The Chinese company, which is now the second-largest provider of telecoms equipment in the world, fiercely rejects such claims.
But in several countries – most notably the US and Australia – strong concerns have been expressed about Huawei’s links to the Chinese state and People’s Liberation Army.
Security analysts fear that such links mean that any nation embedding Huawei’s equipment in its telecoms infrastructure might be vulnerable to cyber espionage by Beijing. It might also allow China to cripple another state’s IT network “via the back door” in the event of a conflict.
Thursday’s publication of a report by parliament’s intelligence and security committee (ISC) is the first definitive investigation into these issues within the UK.
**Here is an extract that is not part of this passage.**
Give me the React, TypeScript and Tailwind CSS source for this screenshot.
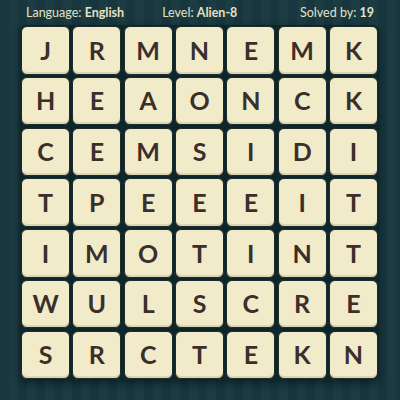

The ISC raises two questions about the 2005 decision to allow Huawei to provide equipment for BT’s £10bn network upgrade.
First, did the UK government go to sufficient lengths to evaluate the national security risks when the contract was signed? Second, now that Huawei enjoys this foothold in Britain, what are the risks to national security?
On the first question, the ISC’s report is unreservedly damning. It says government officials were first informed in 2003 of Huawei’s potential interest in the £10bn contract. But those officials “chose not to refer the matter to ministers” – something the committee says has “shocked” them and amounts to “complacency” by Whitehall.
Officials did not consult ministers for a variety of reasons, the report says. At first they thought the BT-Huawei deal could not be legally blocked by government. They then realised it could be, but “the potential trade, financial and diplomatic consequences . . . would be too significant”.
Patricia Hewitt, the trade and industry secretary in the previous government, did discuss commercial aspects of the deal with BT in 2005, the report says. “But officials did not . . . raise the security issues with her.”
Meanwhile, the report says Whitehall procedures for considering foreign investment in critical national infrastructure are no better now than they were 10 years ago.
The ISC then examines whether Huawei poses a security threat today. Here, the committee is more nuanced in its judgments – but still admits to concerns.
On the one hand, the committee is reassured by statements from GCHQ, the UK security service in charge of telecommunications, saying all the right technical safeguards are in place. GCHQ told the committee that it was “confident the UK network has not been at risk . . . at any stage because of the mitigations that BT have put in place from the outset”.
But the ISC also notes GCHQ’s view that “the risk of unauthorised access [to the network] cannot be completely eliminated”.
The committee says the software embedded in telecoms equipment “consists of over a million lines of code”. GCHQ feels it is “impossible to go through that much code and be absolutely confident you have found everything”.
Throughout the report, there is at no time any categorical claim – or “smoking gun” – pointed at Huawei. The ISC also accepts that it would be impractical for Britain to seek to block all Chinese companies from any future contracts relating to critical national infrastructure. “There are probably only two companies worldwide that would be able to create an end-to-end 4G system using their own equipment: Huawei and Sweden’s Ericsson.”
The ISC notes that any use of telecoms equipment sourced abroad involves a risk that needs to be managed and, in the case of Huawei, such risk management is inadequate.
The UK authorities and Huawei have set up a centre to study regularly the physical equipment and software used by Huawei. But the ISC says the centre is under Huawei’s control, and is therefore “unlikely to provide, or to be seen to provide, the required levels of security assurance”.